Most of the salsify have scattered their seeds, but some flowers are still opening.

Mustard plants eight feet tall are growing out of the drying-up creek, along with lots of thistles. What is that orange spot that catches the eye…? Not a piece of trash, surprisingly, but California poppies! I’ve never seen them down there before.

All of this life, in many colors, pushing forth. I wondered… if I focus my camera on one small part of the very ugliest thistle, might I see something pretty? I did:

Last night at church we had a thanksgiving service for a couple celebrating their 50th wedding anniversary. When the husband retired from being a professor and a full-time Orthodox priest in Michigan, they moved from Michigan to California to be near their children. The wife said it was as though she had died and gone to heaven. 🙂 Since then they have been part-time participants in three parishes, and from all three of them people came to congratulate and rejoice with them.

I had been to only one other Moleben of Thanksgiving ever before, which was prayed for my husband and me in thanks and praise for God’s faithfulness during our 40 years of marriage. That was already seven years ago! This service was a joy – I was so happy to be part of it and to pray with them.

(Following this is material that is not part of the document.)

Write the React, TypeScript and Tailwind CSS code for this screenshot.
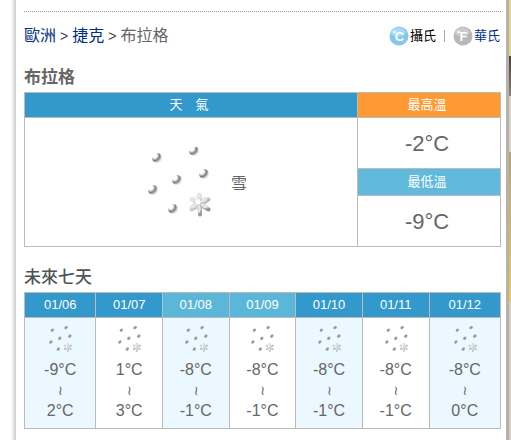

I had mixed up the time and arrived an hour early, which was kind of nice because I got to chat with the husband and his son a bit. The son was getting the barbecue ready for the party that would happen after the service. We were enjoying the shade of this beautiful catalpa tree whose flowers smelled like the fancy dessert was baking in the oven nearby. But this picture shows what my daughter told me about iPhone cameras, that they distort the sides of the image. Do you see how the buildings on the sides are both leaning in? Okay, now go back and enjoy the tree.

Before I go to my housework, I will have a tall glass of water, and before that, I’ll give you a little lotus weed in warm summery tones. I’ll meet you back here on a slightly cooler day.